In order to get the money Charlie brokers a deal between his burgeoning girlfriend Mabel (recent “Scream” refugee Jenna Ortega) and local drug kingpin Pete Weeks (Clayne Crawford) for the Finestkind’s crew to retrieve and deliver a shipment of heroin. Things, as they often do, go sideways and the boys find themselves even deeper in the drink.

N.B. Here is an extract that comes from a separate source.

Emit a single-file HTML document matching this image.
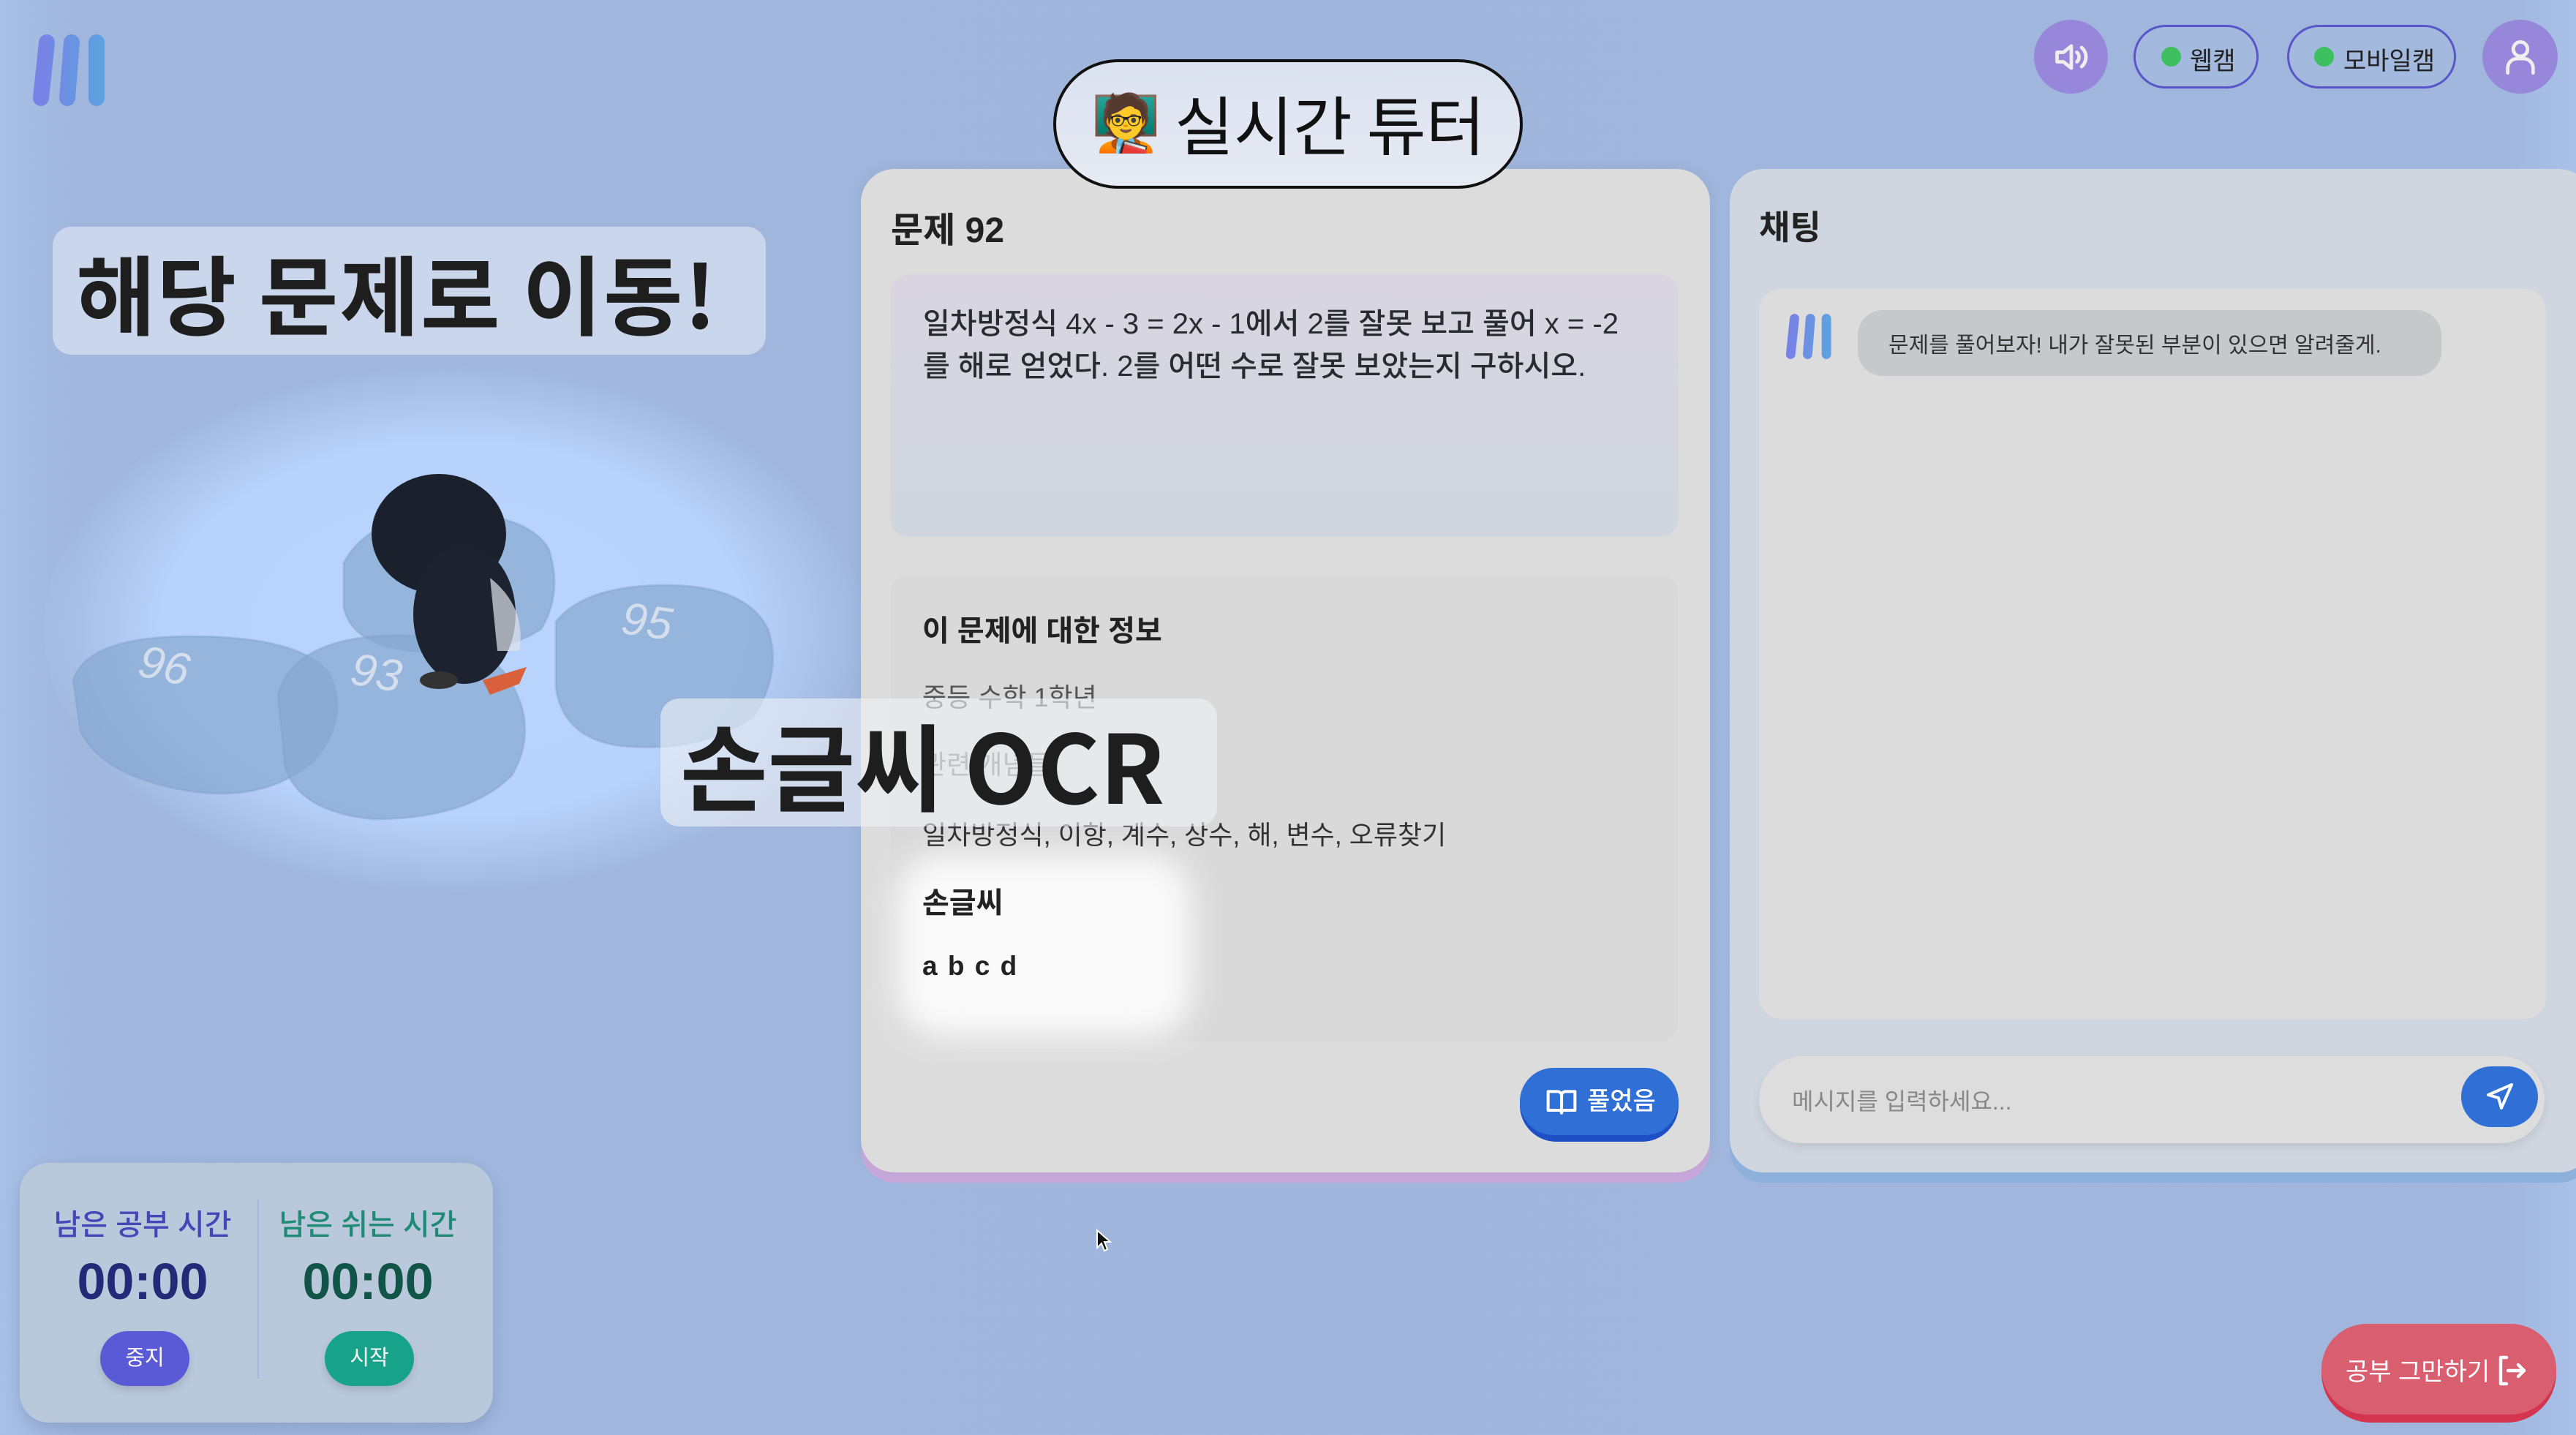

“Finestkind” is uniformly well-acted, but there are three performances that really stand out. Jones does a lot with a little and has a scene late in the picture that’s one of the year’s best – bumping this three and a half star movie up to a four. Foster’s one of my favorite working character actors and the role of Tom has him working in one of his strongest modes – emotionally repressed and ever on the verge of exploding. Crawford only has a few scenes, but he makes an absolute meal out of them oscillating between funny and threatening with great ease.
“Finestkind” is probably best enjoyed on a couch beside your Dad while downing a coupla Buds (ostensibly the official beverage of the Finestkind’s crew). It won’t quite be “Dad Movie” nirvana, but it’ll be awfully damned close.